Rihs and Ochowicz’s relationship was extremely tight – sometimes to the exasperation of other parties. When BMC won the Worlds TTT in 2014, marketing executives at the Swiss bike company couldn’t use the race photos because the riders had not been using sponsor-correct wheels. “Jim was doing whatever he wanted with the team and didn’t care about bringing good visibility to the brand. In the end Andy was paying all the bills and he had a good relationship with Andy, ” a source told Procycling

In professional cycling’s unstable world of sponsorship, such tight and free-spending financial relationships are a rarity – especially ones that last more than a decade. But then according to Stapleton, one of Ochowicz’s great strengths is making people who love the sport respond to him. “He was supereffective with Andy Rihs and people who are really passionate about the sport. He was able to sit around the table and recite stories from the sport that he had been a part of. That’s really effective with people. Sitting across the table from Jim was probably a ton of fun.” 

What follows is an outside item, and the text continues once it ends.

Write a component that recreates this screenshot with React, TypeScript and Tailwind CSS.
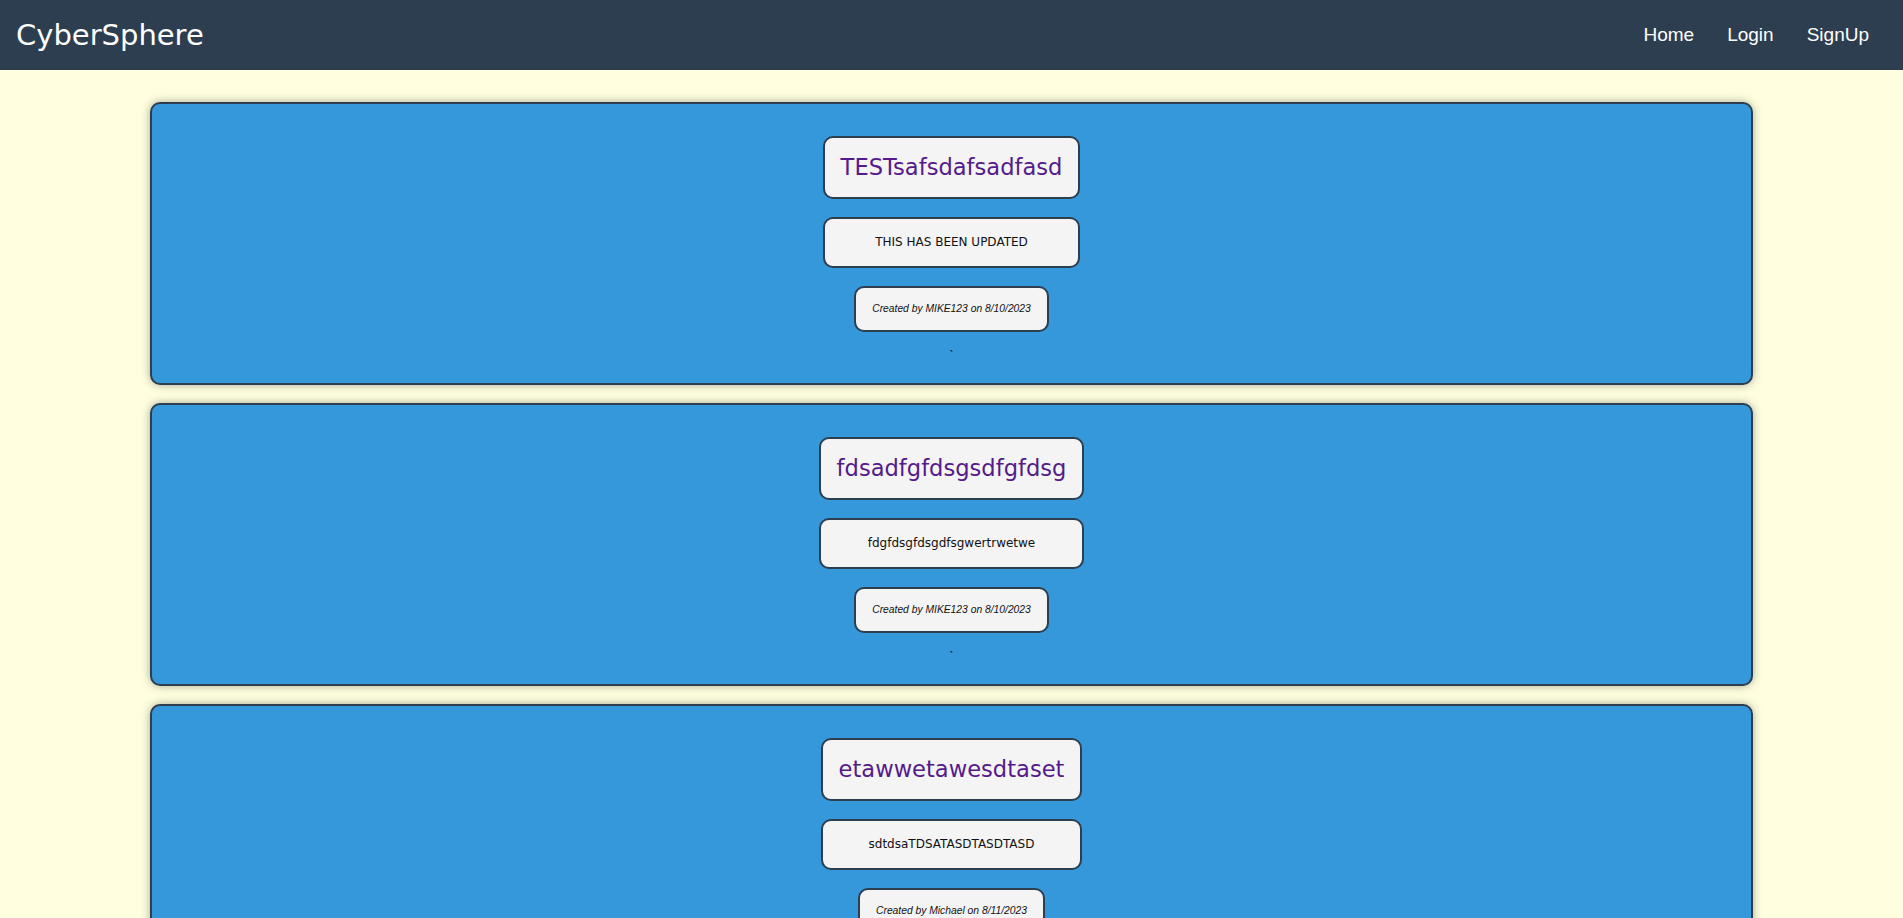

And so Miłek, who has just rescued BMC and turned it into Team CCC for 2019 and beyond is the perfect Ochowicz partner. Miłek was once a promising cyclist himself until a bad injury derailed his career. He’s been described, by people who know him, as a cycling fan. It just happens that he’s fabulously rich as well. It’s not hard to picture the scene on a hot July night in some chateau restaurant. And as the old storyteller Ochowicz regales Miłek with mad tales of 7-Eleven’s first adventures in Europe – and perhaps shares a confidence or two about some of the sport’s great scandals – garrulous laughter will rise into the rooms where riders are sleeping and outside into the courtyard, where a CCC bus is being polished until it gleams.